While Johnston was dating Murray, from “1999 until late in 2013”, he was a director of numerous companies.
The lover of the man who claims he was “tricked” into funding mining magnate Brett Kebble’s murder has dragged forensic consultant Paul O’Sullivan to court on fraud charges.
O’Sullivan appeared for the matter, as well as another case, on Friday in the Randburg Magistrates’ Court.
The woman in question is Alice Johnston, who claims she was once the mistress of prominent Joburg businessman James Murray, who was embroiled in the saga around the hit on Kebble in November 2006. Murray told The Star in 2009 that he’d had no idea that a R1 million debt repayment he was making to his then business partner, Kebble’s head of security and the mastermind behind Kebble’s killing, Clinton Nassif, would be used to pay the hitmen who eventually shot Kebble to death in his car.
The Citizen has had sight of statements forming part of the increasingly complicated Hawks case against O’Sullivan in which Johnston states that her relationship with Murray broke down in 2013.
Not long after, Murray was shot – the bullets apparently hit him in the arm, ruptured his colon and passed between his spine and spleen. Johnston was then arrested by the Bedfordview police on charges of intimidation and conspiracy to commit murder.
She claims she had no idea why.
“At the police station, I was questioned, held in a cell for some six hours, and then released without any charge or explanation for me release [sic],” Johnston wrote in her statement.
Wanting to prove her innocence in the matter, she emailed a few “high-profile private investigators”, among which was O’Sullivan, to obtain expert help.
“O’Sullivan responded in less than an hour from when I had emailed him,” said Johnston.

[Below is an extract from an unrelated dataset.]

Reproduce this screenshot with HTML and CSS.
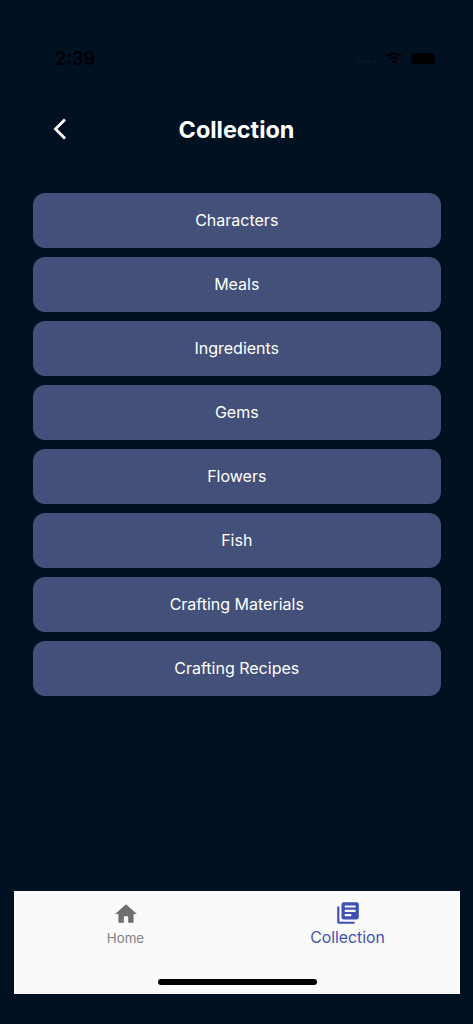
FILE: index.html
```html
<!DOCTYPE html>
<html lang="en">
<head>
<meta charset="utf-8">
<title>Collection</title>
<link rel="stylesheet" href="styles.css">
</head>
<body>
<div class="screen">
  <div class="status">
    <span class="time">2:39</span>
    <div class="status-icons">
      <div class="signal"><i></i><i></i><i></i><i></i></div>
      <svg class="wifi" viewBox="0 0 18 13"><path d="M9 2.6c2.5 0 4.8 1 6.5 2.6l1.3-1.4C14.700 1.800 12 .6 9 .6S3.300 1.800 1.200 3.800l1.300 1.400C4.200 3.600 6.500 2.600 9 2.600zM9 6.400c1.500 0 2.800.6 3.800 1.500l1.300-1.400C12.800 5.200 11 4.400 9 4.400s-3.800.8-5.100 2.100l1.300 1.400c1-.9 2.300-1.500 3.800-1.500zM9 8.500c-.9 0-1.700.3-2.300.9L9 12l2.300-2.600c-.6-.6-1.400-.9-2.300-.9z"/></svg>
      <div class="battery"></div>
    </div>
  </div>
  <header class="header">
    <svg class="back" viewBox="0 0 16 24"><path d="M13 2.500 3.500 12l9.500 9.500"/></svg>
    <h1>Collection</h1>
  </header>
  <main class="list">
    <button class="item">Characters</button>
    <button class="item">Meals</button>
    <button class="item">Ingredients</button>
    <button class="item">Gems</button>
    <button class="item">Flowers</button>
    <button class="item">Fish</button>
    <button class="item">Crafting Materials</button>
    <button class="item">Crafting Recipes</button>
  </main>
  <nav class="tabs">
    <div class="tab">
      <svg class="tab-icon home" viewBox="0 0 24 24"><path d="M10 20v-6h4v6h5v-8h3L12 3 2 12h3v8z"/></svg>
      <span class="tab-label">Home</span>
    </div>
    <div class="tab active">
      <svg class="tab-icon book" viewBox="0 0 24 24"><path d="M4 6H2v14c0 1.100.9 2 2 2h14v-2H4V6zm16-4H8c-1.100 0-2 .9-2 2v12c0 1.100.9 2 2 2h12c1.100 0 2-.9 2-2V4c0-1.100-.9-2-2-2zm-1 9H9V9h10v2zm-4 4H9v-2h6v2zm4-8H9V5h10v2z"/></svg>
      <span class="tab-label">Collection</span>
    </div>
    <div class="home-bar"></div>
  </nav>
</div>
</body>
</html>
```
FILE: styles.css
```css
* { box-sizing: border-box; }
html, body { margin: 0; padding: 0; }
body { background: #001122; font-family: Inter, "Liberation Sans", sans-serif; }
.screen { height: 1024px; display: flex; flex-direction: column; }
.status { height: 30px; margin-top: 43px; padding: 0 38px 0 55px; display: flex; align-items: center; justify-content: space-between; }
.time { font-size: 18px; font-weight: 600; color: #000; }
.status-icons { display: flex; align-items: center; gap: 8px; }
.signal { display: flex; gap: 2px; align-items: flex-end; margin-right: 1px; margin-top: 6px; }
.signal i { width: 3px; height: 3px; border-radius: 1px; background: #0a1826; }
.wifi { width: 18px; height: 13px; fill: #000; }
.battery { width: 24px; height: 11px; border-radius: 3px; background: #000; }
.header { height: 56px; margin-top: 28px; position: relative; display: flex; align-items: center; justify-content: center; }
.header h1 { margin: 0; font-size: 23.4px; font-weight: 700; color: #fff; }
.back { position: absolute; left: 52px; top: 16px; width: 16px; height: 24px; fill: none; stroke: #fff; stroke-width: 2.800; }
.list { margin-top: 36px; padding: 0 32px 0 32.500px; display: flex; flex-direction: column; gap: 9px; flex: 1; }
.item { height: 55px; border: 0; border-radius: 12px; background: #435079; color: #fff; font: 400 16px Inter, "Liberation Sans", sans-serif; padding: 0 0 2px; }
.tabs { margin: 0 13px 30px 14px; height: 103px; background: #fafafa; position: relative; display: grid; grid-template-columns: 1fr 1fr; align-items: start; }
.tab { display: flex; flex-direction: column; align-items: center; color: #808080; padding-top: 10px; }
.tab-icon { width: 26px; height: 26px; fill: #6f6f6f; }
.tab-label { font-size: 13.300px; margin-top: 3px; }
.tab.active { color: #3f51b5; padding-top: 9px; padding-right: 2px; }
.tab.active .tab-icon { fill: #3f51b5; }
.tab.active .tab-label { font-size: 15.800px; margin-top: 2px; }
.home-bar { position: absolute; left: 144px; bottom: 9px; width: 159px; height: 6px; border-radius: 3px; background: #000; }
```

After a polygraph arranged by O’Sullivan a few days later, O’Sullivan told her that she had passed the test and that he believed her. However, Johnston was then called in by the investigator, whose subsequent actions, if true, would indicate he actually had his doubts about her protestations of innocence.
“He then proceeded to interrogate me. He belittled, insulted, intimidated and threatened me,” stated Johnston. She said that he accused her of being involved in the plot to murder Murray and that she had been working with the alleged shooter.
After the alleged interrogation, an email between O’Sullivan and Murray came into Johnston’s possession.
“When I read this email I became aware, for the very first time, that O’Sullivan had turned against me and was now assisting Murray, for a reward, to lure me into making incriminating confessions,” Johnston stated, and asked the police to investigate charges of “crimen injuria, fraud, intimidation, extortion, and any other charges that the Director of Public Prosecutions wishes to bring against O’Sullivan and any other person or persons”.
O’Sullivan is expected to deny these charges.
‘O’Sullivan kidnapped me’
In the other case that O’Sullivan appeared for on Friday, the words “Help me!!!” form the beginning of a string of panicked text messages between Cora van der Merwe and her lawyer as she was driven by O’Sullivan and his former employee Melissa Naidu to the forensic consultant’s offices in October 2014.
O’Sullivan and Naidu appeared on kidnapping, extortion and fraud charges in the Randburg Magistrates’ Court.
The duo was investigating a leak of information from the chambers of Ronald Bobroff & Partners.
The leak eventually uncovered massive alleged fraud of the Road Accident Fund (RAF) estimated at more than R170 million by the RAF committed by Bobroff and son Darren, both understood to now be in Australia.
The law firm was placed under curatorship and the Bobroffs face a disbarment hearing in December.
In her statement, Van der Merwe said O’Sullivan had told her if she did not accompany him and Naidu, she would spend the night in jail and there was “a possibility that I would not see my children”.
Surmising he was a policeman and “terrified”, Van der Merwe said she went with O’Sullivan. He has denied this and said Van der Merwe went with him willingly.
Both cases were remanded to September, but not before tensions between O’Sullivan’s lawyer Darryl Furman and prosecuting advocate Jabulani Mlotshwa boiled over into a heated argument in court before Magistrate Gail Pretorius took her seat.
“I’ve asked for the docket four times!” a frustrated Furman asked loudly of Mlotshwa.
“Are you shouting at me? Are you shouting at me? I’m not your boy!” Mlotshwa shouted back at Furman.
“How do you expect me to run a trial without the docket?” Furman yelled back.
The escalating argument prompted officials to try to clear the court.
O’Sullivan jumped into the argument as well, saying he had opened a docket of fraud against Mlotshwa.
“I’m not going to put up with this crap any more,” said O’Sullivan, who had earlier yelled at the detective investigating the case against him that he was tired of dealing with corrupt cops.